«Boum, boum, Taratatatata boum», il est presque impossible de passer une journée sans entendre ces bruits dernièrement. Il faut le deviner, Achoura, le dixième jour du mois de Moharram, est pour bientôt. Les sifflements des «fusées» et l'explosion de la «Grenade» font partie de notre quotidien en cette période, au grand dam des citoyens. «Je n’arrive plus à dormir en paix à cause de tous ces bruits. On dirait que nous sommes en pleine guerre», «C’est très dangereux de faire peur aux gens de cette façon, surtout si c’est une femme enceinte ou une personne cardiaque par exemple», «Il faut une loi qui interdit définitivement ces explosifs»…
Pas plus loin que la semaine dernière, quelque 140 000 pétards prêts à être revendus à des détaillants ont été saisis par les éléments de la police judiciaire à Casablanca.

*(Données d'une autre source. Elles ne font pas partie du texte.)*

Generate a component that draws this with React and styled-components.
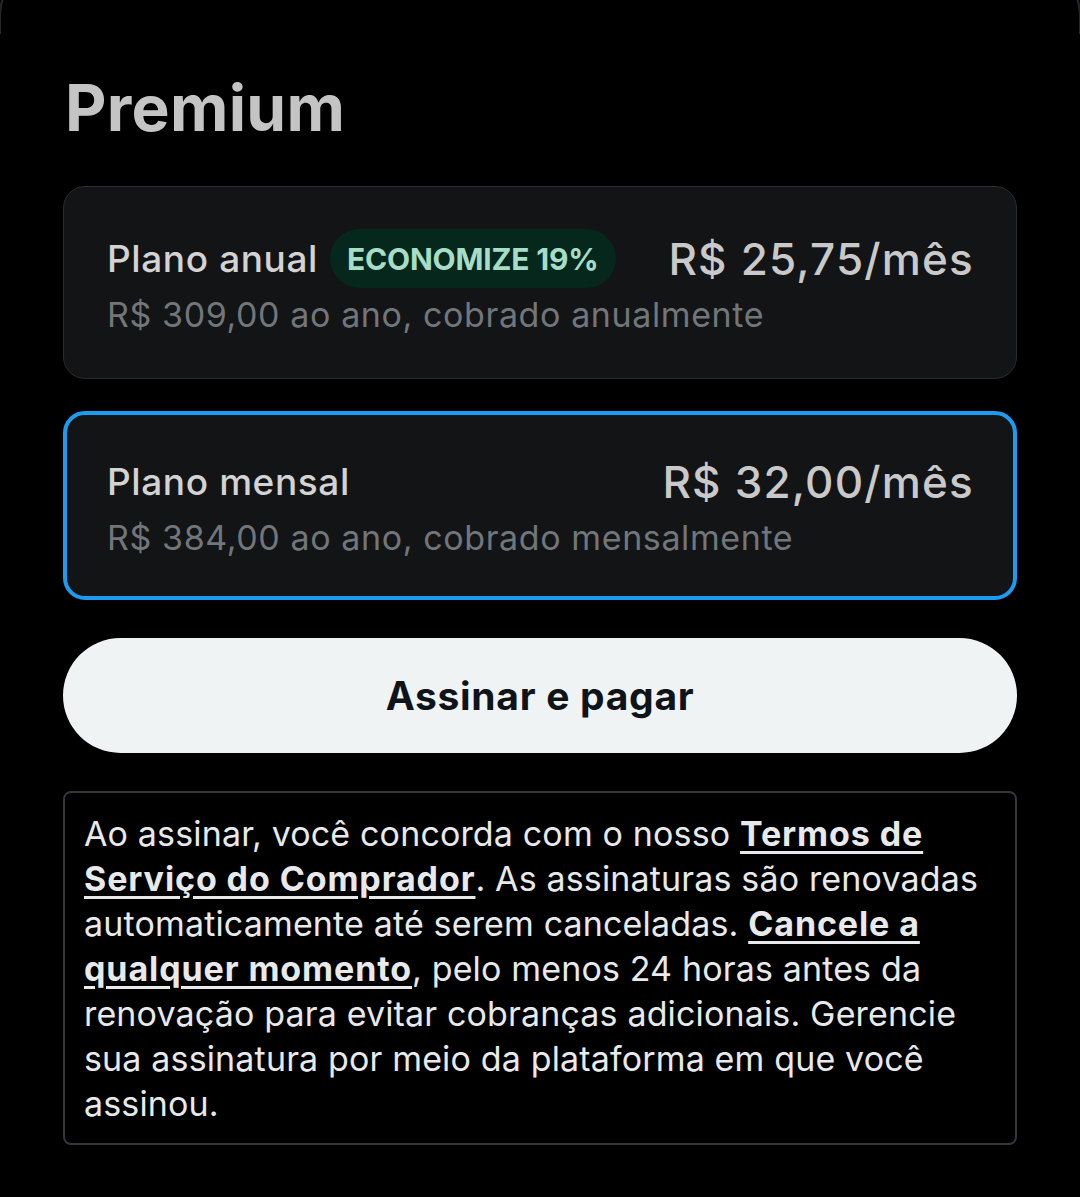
import React from 'react';
import styled, { createGlobalStyle } from 'styled-components';

const GlobalStyle = createGlobalStyle`
  html, body {
    margin: 0;
    padding: 0;
    background: #000000;
  }
  body {
    font-family: Inter, "Noto Sans", "Liberation Sans", sans-serif;
    -webkit-font-smoothing: antialiased;
  }
`;

const plans = [
  {
    id: 'annual',
    name: 'Plano anual',
    badge: 'ECONOMIZE 19%',
    price: 'R$ 25,75/mês',
    detail: 'R$ 309,00 ao ano, cobrado anualmente',
  },
  {
    id: 'monthly',
    name: 'Plano mensal',
    price: 'R$ 32,00/mês',
    detail: 'R$ 384,00 ao ano, cobrado mensalmente',
  },
];

const App = () => {
  const selected = 'monthly';

  return (
    <>
      <GlobalStyle />
      <Sheet>
        <Title>Premium</Title>
        <PlanList>
          {plans.map((plan) => (
            <PlanCard key={plan.id} $selected={plan.id === selected}>
              <PlanRow>
                <PlanName>
                  {plan.name}
                  {plan.badge && <Badge>{plan.badge}</Badge>}
                </PlanName>
                <Price>{plan.price}</Price>
              </PlanRow>
              <PlanDetail>{plan.detail}</PlanDetail>
            </PlanCard>
          ))}
        </PlanList>
        <SubscribeButton>Assinar e pagar</SubscribeButton>
        <Terms>
          Ao assinar, você concorda com o nosso <TermsLink>Termos de<br />Serviço do Comprador</TermsLink>. As assinaturas são renovadas<br />
          automaticamente até serem canceladas. <TermsLink>Cancele a<br />qualquer momento</TermsLink>, pelo menos 24 horas antes da<br />
          renovação para evitar cobranças adicionais. Gerencie<br />
          sua assinatura por meio da plataforma em que você<br />
          assinou.
        </Terms>
      </Sheet>
    </>
  );
};

export default App;

const Sheet = styled.div`
  position: relative;
  display: flex;
  flex-direction: column;
  width: 1080px;
  min-height: 1197px;
  box-sizing: border-box;
  padding: 66px 63px 0 63px;
  background: #000000;
  overflow: hidden;

  /* edge of the sheet behind, peeking at the top corners */
  &::before {
    content: '';
    position: absolute;
    top: -40px;
    left: -1px;
    right: -1px;
    height: 72px;
    border: 2px solid #262728;
    border-bottom: none;
    border-radius: 56px 56px 0 0;
  }
`;

const Title = styled.h1`
  margin: 0 0 0 2px;
  font-size: 64px;
  font-weight: 700;
  line-height: 84px;
  color: #c4c4c4;
  letter-spacing: 0.3px;
`;

const PlanList = styled.div`
  display: flex;
  flex-direction: column;
  gap: 32px;
  margin-top: 36px;
`;

const PlanCard = styled.div`
  display: flex;
  flex-direction: column;
  justify-content: center;
  box-sizing: border-box;
  height: ${(p) => (p.$selected ? '189px' : '193px')};
  padding: ${(p) => (p.$selected ? '0 39px 0 40px' : '0 42px 0 43px')};
  border-radius: 22px;
  background: #131416;
  border: ${(p) => (p.$selected ? '4px solid #1d9bf0' : '1px solid #2a2c2f')};
`;

const PlanRow = styled.div`
  display: flex;
  align-items: center;
  justify-content: space-between;
  height: 60px;
`;

const PlanName = styled.div`
  display: flex;
  align-items: center;
  gap: 12px;
  font-size: 37px;
  font-weight: 500;
  letter-spacing: 0.6px;
  color: #d3d3d3;
`;

const Badge = styled.span`
  display: inline-flex;
  align-items: center;
  height: 59px;
  padding: 0 18px 0 17px;
  border-radius: 30px;
  background: #06271b;
  color: #a6ddc6;
  font-size: 30px;
  font-weight: 700;
  letter-spacing: -0.2px;
`;

const Price = styled.div`
  font-size: 44px;
  font-weight: 500;
  letter-spacing: 1.2px;
  color: #c9c9c9;
`;

const PlanDetail = styled.div`
  margin-top: 4px;
  font-size: 34px;
  line-height: 44px;
  letter-spacing: 0.6px;
  color: #71767b;
`;

const SubscribeButton = styled.button`
  margin-top: 38px;
  height: 115px;
  border: none;
  border-radius: 58px;
  background: #eff3f4;
  color: #0f1419;
  font-family: inherit;
  font-size: 39px;
  font-weight: 700;
  letter-spacing: 0.7px;
  cursor: pointer;
`;

const Terms = styled.div`
  margin-top: 38px;
  padding: 18px 19px 17px 19px;
  border: 2px solid #333639;
  border-radius: 8px;
  font-size: 34px;
  line-height: 45px;
  letter-spacing: 0.15px;
  color: #e7e9ea;
`;

const TermsLink = styled.a`
  font-weight: 700;
  letter-spacing: 0.9px;
  color: #e7e9ea;
  text-decoration: underline;
  text-underline-offset: 5px;
  text-decoration-thickness: 3px;
  cursor: pointer;
`;
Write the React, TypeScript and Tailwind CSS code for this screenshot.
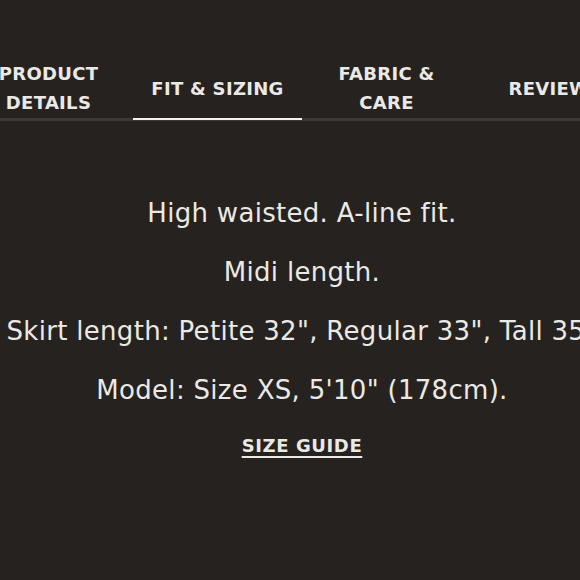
import React from "react";

const tabs = [
  { label: ["PRODUCT", "DETAILS"], active: false },
  { label: ["FIT & SIZING"], active: true },
  { label: ["FABRIC &", "CARE"], active: false },
  { label: ["REVIEWS"], active: false },
];

export default function App() {
  return (
    <div
      className="w-[580px] h-[580px] overflow-hidden bg-[#25221f] text-[#ebe9e6]"
      style={{ fontFamily: '"DejaVu Sans", "Open Sans", sans-serif' }}
    >
      <div className="ml-[-36px] w-[676px] pt-[58px]">
        <div className="flex border-b-[3px] border-[#3b3835]">
          {tabs.map((t, i) => (
            <div
              key={i}
              className="relative w-[169px] h-[60px] flex flex-col items-center justify-center text-[18px] leading-[29px] font-bold tracking-[0.3px] whitespace-nowrap"
            >
              {t.label.map((l) => (
                <span key={l}>{l}</span>
              ))}
              {t.active && (
                <div className="absolute left-0 right-0 bottom-[-2px] h-[2px] bg-[#f2f1ef]" />
              )}
            </div>
          ))}
        </div>
        <div className="flex flex-col items-center pt-[77px] text-[26px] leading-[30px] gap-[29px] whitespace-nowrap tracking-[0.3px]">
          <p>High waisted. A-line fit.</p>
          <p>Midi length.</p>
          <p>Skirt length: Petite 32", Regular 33", Tall 35"</p>
          <p>Model: Size XS, 5'10" (178cm).</p>
          <a className="text-[18px] leading-[24px] font-bold tracking-[0.6px] underline decoration-2 underline-offset-[4px]">
            SIZE GUIDE
          </a>
        </div>
      </div>
    </div>
  );
}
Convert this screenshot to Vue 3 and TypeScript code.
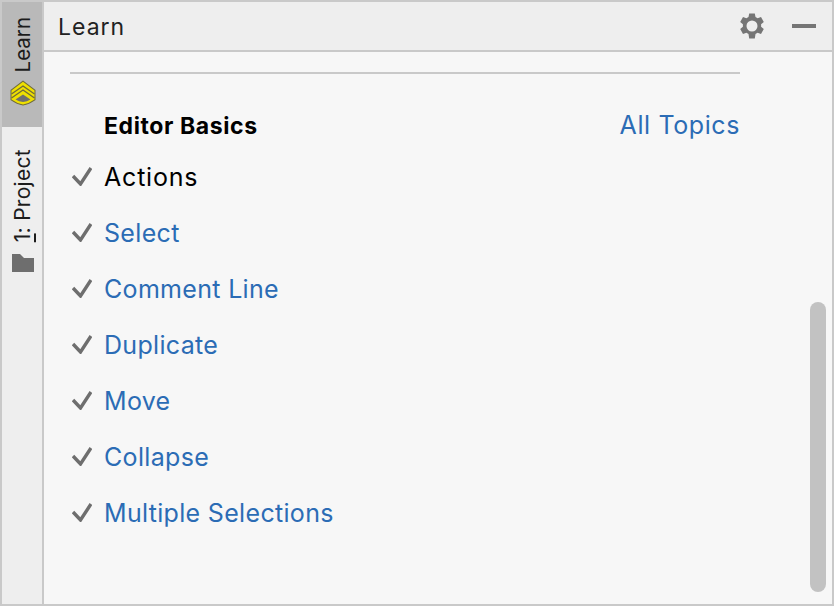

Trois personnes ont été arrêtées lors de cette opération qui s’inscrit dans le cadre d’une campagne menée contre la vente de pétards lors de la période des festivités de l'Achoura.
Certes, la police judiciaire fait de son mieux pour lutter contre ce phénomène, mais cela semble insuffisant.
Ces «jeux explosifs» hérités de génération en génération persistent toujours de façon illégale. «Quand j’achète un pétard, j’ai l’impression que je vais acheter de la drogue. Les vendeurs sont très discrets. Quand ils aperçoivent des gamins ou de jeunes ados comme moi en train de chercher un vendeur, ils se contentent de dire le mot de passe pour savoir si on est intéressés ou pas. Après les “Zidane”, il y a quelques années, cette année ce sont des “Ronaldo” et des “Messi”», confie Adil, un lycéen de 15 ans.
Dangers
L'utilisation irresponsable des pétards transforme parfois la joie de fête en affliction. «J’étais assise dans le salon avec ma sœur quand un pétard jeté par la fenêtre de notre maison (qui est au rez-de-chaussée) s’est explosé entre mes pieds. Heureusement qu’il n’y avait pas de tapis. Le pire est que nous n’avons même pas pu trouver les gamins responsables, parce que ça aurait pu être plus grave», raconte Mina, mère de famille dans la quarantaine. Les dangers des pétards ne concernent pas l’entourage uniquement.
Les utilisateurs de ces explosifs sont, en effet, les personnes les plus à risque. Ces enfants subissent les conséquences de leur insouciance et de la non-surveillance des parents. D’après une étude rétrospective menée au service d’ophtalmologie pédiatrique au CHU Ibn Rochd de Casablanca, au cours de la période de Achoura 2001 portant sur tous les dossiers des patients hospitalisés, ces jeux occasionnent des traumatismes oculaires et faciaux plus au moins graves. Dans leur bilan, des ophtalmologues du CHU ont rapporté 15 observations de malades traités au Service d’ophtalmologie pédiatrique de l’Hôpital 20 août de Casablanca. L’âge moyen des patients était de 12 ans et demi, avec des extrêmes de 3 et 25 ans. Selon ces médecins, les pétards, la première cause des accidents (50%), ont occasionné des contusions oculaires avec parfois un œdème de Berlin.
L’atteinte oculaire par fusée a occasionné un éclatement du globe et une plaie de paupière. Les bombes de carbone ont été responsables de brûlures de deuxième degré palpébrales et conjonctivo-cornéennes avec de multiples corps étrangers cornéens profonds.
Les «étoiles» et la limaille de fer ont provoqué des brûlures cornéennes moins graves avec des corps étrangers superficiels. Les pistolets à bille ont été responsables de contusions oculaires.